Whatever its virtues, this mindset has hampered China’s efforts to resuscitate the economy in 2024. Although the central government has increased its borrowing, it continued to impose financial discipline on many indebted local governments, which were forced to tighten their belts.
Banks are also cautious about lending to white-listed developers because they worry they will take a hit if the loans turn sour. Under supply-side structural reform, for example, lenders were urged to take equity stakes in corporate borrowers that could not repay their loans.
To cope with the economic risks of the year ahead, China’s rulers will have to prioritise encouraging demand over enforcing discipline. There are welcome signs they now accept that fact.
In November the Ministry of Finance said it would allow local governments to issue additional bonds to replace 10 trillion yuan in “hidden” liabilities, mostly held by financing vehicles set up to evade borrowing limits.
That will lower their borrowing costs. And, as Adam Wolfe of Absolute Strategy Research has pointed out, in 2025 it will free up about 1.2trn yuan they previously devoted to refinancing this debt.
The policy pivot was also evident at the Central Economic Work Conference.
The need to “vigorously boost consumption” and expand domestic demand was listed as the first of nine tasks the government must tackle, elevated above Mr Xi’s signature goal of industrial upgrading.
And after appearing in every official conference report since 2015, the term “supply-side structural reform” was this year conspicuous by its absence.
China’s policymakers have therefore identified the right priority.

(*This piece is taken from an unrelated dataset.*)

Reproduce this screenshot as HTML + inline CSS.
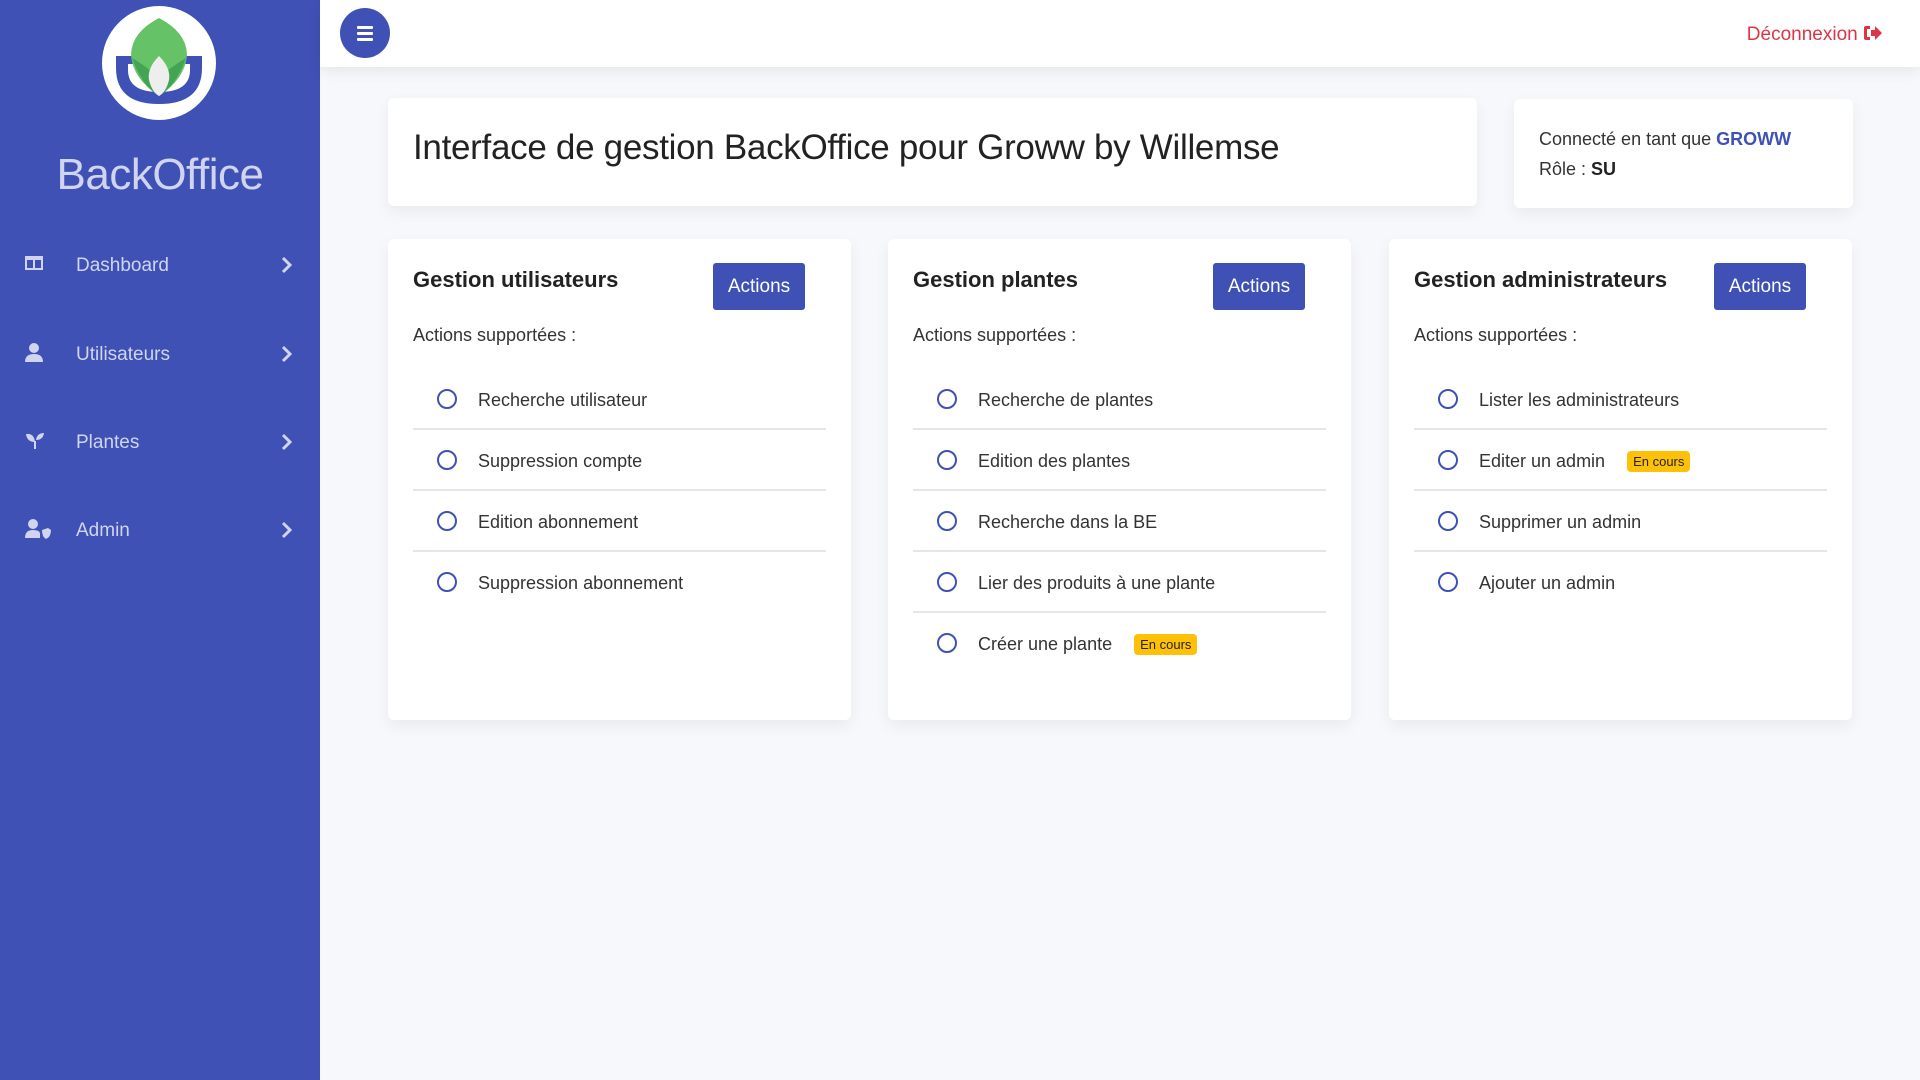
<!DOCTYPE html>
<html><head><meta charset="utf-8"><style>
*{box-sizing:border-box;margin:0;padding:0}
body{width:1920px;height:1080px;overflow:hidden;background:#f7f8fc;font-family:"Liberation Sans",sans-serif;color:#222;position:relative}
.side{position:absolute;left:0;top:0;width:320px;height:1080px;background:#3f51b5}
.logo{position:absolute;left:102px;top:6px;width:114px;height:114px;border-radius:50%;background:#fff}
.bo{position:absolute;left:0;width:320px;top:150px;text-align:center;color:#d0d4ee;font-size:44px;font-weight:300;letter-spacing:-0.5px}
.nav{position:absolute;left:0;width:320px;height:40px;color:#d0d4ee;font-size:19px}
.nav .ic{position:absolute;left:24px;top:8px}
.nav .t{position:absolute;left:76px;top:10px}
.nav .ch{position:absolute;left:280px;top:10px}
.top{position:absolute;left:320px;top:0;right:0;height:67px;background:#fff;box-shadow:0 4px 14px rgba(0,0,0,.08)}
.ham{position:absolute;left:340px;top:8px;width:50px;height:50px;border-radius:50%;background:#3f51b5}
.ham i{position:absolute;left:17px;width:16px;height:3px;background:#fff;border-radius:1px}
.dec{position:absolute;right:37px;top:24px;color:#dc3545;font-size:19px}
.card{position:absolute;background:#fff;border-radius:6px;box-shadow:0 6px 16px rgba(0,0,0,.06)}
.title{left:388px;top:98px;width:1089px;height:108px}
.title h1{position:absolute;left:25px;top:30px;font-size:35px;font-weight:300;color:#222;letter-spacing:-0.3px}
.info{left:1514px;top:99px;width:339px;height:109px;font-size:18px;color:#333}
.g{top:239px;width:463px;height:481px}
.g h2{position:absolute;left:25px;top:28px;font-size:22px;font-weight:bold;color:#222}
.btn{position:absolute;left:325px;top:24px;width:92px;height:47px;background:#3f51b5;color:#fff;border-radius:3px;font-size:19px;text-align:center;line-height:47px}
.sup{position:absolute;left:25px;top:86px;font-size:18px;color:#333}
.li{position:absolute;left:25px;width:413px;height:61px;border-bottom:2px solid #e6e6ea}
.li .c{position:absolute;left:24px;top:20px;width:20px;height:20px;border:2px solid #3f51b5;border-radius:50%}
.li .x{position:absolute;left:65px;top:21px;font-size:18px;color:#333}
.badge{display:inline-block;margin-left:22px;background:#ffc107;color:#222;font-size:13px;padding:3px 6px;border-radius:4px;vertical-align:1px}
</style></head><body>
<div class="side">
 <div class="logo"><svg width="114" height="114" viewBox="0 0 114 114">
  <path d="M14 50 H100 V62 Q100 98 57 98 Q14 98 14 62 Z M26 58 V64 Q26 86 57 86 Q88 86 88 64 V58 Z" fill="#3f51b5" fill-rule="evenodd"/>
  <path d="M57 12 Q30 26 29 48 Q30 72 57 90 Q84 72 85 48 Q84 26 57 12Z" fill="#66c266"/>
  <path d="M30 52 Q40 80 57 90 Q74 80 84 52 Q70 60 57 72 Q44 60 30 52Z" fill="#43a454"/>
  <path d="M57 50 Q45 62 47 74 Q50 86 57 90 Q64 86 67 74 Q69 62 57 50Z" fill="#eeeeee"/>
 </svg></div>
 <div class="bo">BackOffice</div>
 <div class="nav" style="top:245px"><svg class="ic" width="20" height="20" viewBox="0 0 20 20"><rect x="1" y="3" width="18" height="14" fill="#d0d4ee"/><rect x="3" y="7" width="6" height="8" fill="#3f51b5"/><rect x="11" y="7" width="6" height="8" fill="#3f51b5"/></svg><span class="t">Dashboard</span><svg class="ch" width="14" height="20" viewBox="0 0 14 20"><path d="M3 3 L10 10 L3 17" stroke="#d0d4ee" stroke-width="3" fill="none"/></svg></div>
 <div class="nav" style="top:334px"><svg class="ic" width="20" height="22" viewBox="0 0 20 22"><circle cx="10" cy="6" r="5" fill="#d0d4ee"/><path d="M1 20 Q1 12 10 12 Q19 12 19 20Z" fill="#d0d4ee"/></svg><span class="t">Utilisateurs</span><svg class="ch" width="14" height="20" viewBox="0 0 14 20"><path d="M3 3 L10 10 L3 17" stroke="#d0d4ee" stroke-width="3" fill="none"/></svg></div>
 <div class="nav" style="top:422px"><svg class="ic" width="22" height="22" viewBox="0 0 22 22"><path d="M2 4 Q10 3 11 12 Q3 12 2 4Z M20 3 Q19 10 12 10 Q13 3 20 3Z M10 11 H12 V19 H10Z" fill="#d0d4ee"/></svg><span class="t">Plantes</span><svg class="ch" width="14" height="20" viewBox="0 0 14 20"><path d="M3 3 L10 10 L3 17" stroke="#d0d4ee" stroke-width="3" fill="none"/></svg></div>
 <div class="nav" style="top:510px"><svg class="ic" width="28" height="22" viewBox="0 0 28 22"><circle cx="9" cy="6" r="5" fill="#d0d4ee"/><path d="M1 20 Q1 12 9 12 Q15 12 16 15 V20Z" fill="#d0d4ee"/><path d="M18 12 L24 10 L27 12 Q27 19 22 21 Q18 19 18 12Z" fill="#d0d4ee"/></svg><span class="t">Admin</span><svg class="ch" width="14" height="20" viewBox="0 0 14 20"><path d="M3 3 L10 10 L3 17" stroke="#d0d4ee" stroke-width="3" fill="none"/></svg></div>
</div>
<div class="top"></div>
<div class="ham"><i style="top:18px"></i><i style="top:24px"></i><i style="top:30px"></i></div>
<div class="dec">Déconnexion <svg width="20" height="18" viewBox="0 0 20 18" style="vertical-align:-2px"><path d="M7 2 H3 Q1 2 1 4 V14 Q1 16 3 16 H7 V13 H4 V5 H7Z M8 6 H12 V2 L19 9 L12 16 V12 H8Z" fill="#dc3545"/></svg></div>
<div class="card title"><h1>Interface de gestion BackOffice pour Groww by Willemse</h1></div>
<div class="card info"><div style="position:absolute;left:25px;top:30px">Connecté en tant que <b style="color:#3f51b5">GROWW</b></div><div style="position:absolute;left:25px;top:60px">Rôle : <b style="color:#222">SU</b></div></div>

<div class="card g" style="left:388px"><h2>Gestion utilisateurs</h2><div class="btn">Actions</div><div class="sup">Actions supportées :</div>
<div class="li" style="top:130px"><div class="c"></div><div class="x">Recherche utilisateur</div></div>
<div class="li" style="top:191px"><div class="c"></div><div class="x">Suppression compte</div></div>
<div class="li" style="top:252px"><div class="c"></div><div class="x">Edition abonnement</div></div>
<div class="li" style="top:313px;border:none"><div class="c"></div><div class="x">Suppression abonnement</div></div>
</div>
<div class="card g" style="left:888px"><h2>Gestion plantes</h2><div class="btn">Actions</div><div class="sup">Actions supportées :</div>
<div class="li" style="top:130px"><div class="c"></div><div class="x">Recherche de plantes</div></div>
<div class="li" style="top:191px"><div class="c"></div><div class="x">Edition des plantes</div></div>
<div class="li" style="top:252px"><div class="c"></div><div class="x">Recherche dans la BE</div></div>
<div class="li" style="top:313px"><div class="c"></div><div class="x">Lier des produits à une plante</div></div>
<div class="li" style="top:374px;border:none"><div class="c"></div><div class="x">Créer une plante<span class="badge">En cours</span></div></div>
</div>
<div class="card g" style="left:1389px"><h2>Gestion administrateurs</h2><div class="btn">Actions</div><div class="sup">Actions supportées :</div>
<div class="li" style="top:130px"><div class="c"></div><div class="x">Lister les administrateurs</div></div>
<div class="li" style="top:191px"><div class="c"></div><div class="x">Editer un admin<span class="badge">En cours</span></div></div>
<div class="li" style="top:252px"><div class="c"></div><div class="x">Supprimer un admin</div></div>
<div class="li" style="top:313px;border:none"><div class="c"></div><div class="x">Ajouter un admin</div></div>
</div>
</body></html>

But how do they intend to achieve it? They may be helped by a nascent stabilisation of the housing market.
Sales of new residential properties rose a little year-on-year in November, the first increase in over three years, excluding a surge in early 2023 after COVID controls were abandoned (see chart).
Prices also seem to be flattening out.
The price of existing properties in 70 of China’s larger cities fell by less than 0.1 per cent in November, compared with the previous month, according to a weighted, seasonally adjusted average of official figures compiled by Goldman Sachs, a bank.
That may give some measure of confidence to consumers whose wealth is tied up in housing.
To prise open their wallets, cities may experiment with electronic-shopping coupons of the kind that Shanghai has distributed in recent months. These give people a discount on meals, movies, hotels and sports if they spend above a threshold amount.
The government also seems committed to expanding its trade-in program, which encourages households to upgrade their cars, fridges, airconditioners and other gizmos to newer models.
This policy succeeded in raising retail sales of household appliances by over 22 per cent in November, compared with a year earlier. (Overall retail sales were nonetheless weak, thanks to an early start to the “Singles’ Day” shopping festival, which shifted many purchases into the previous month.)
In a further effort to get people to save less, China’s leaders have promised to increase pensions and subsidies for health insurance. Goldman Sachs thinks the government’s broad fiscal deficit could rise by almost 2 per cent of GDP to 13 per cent in 2025.
In the year ahead China needs to lift domestic spending using measures it has in the past neglected. You could call it demand-side structural reform.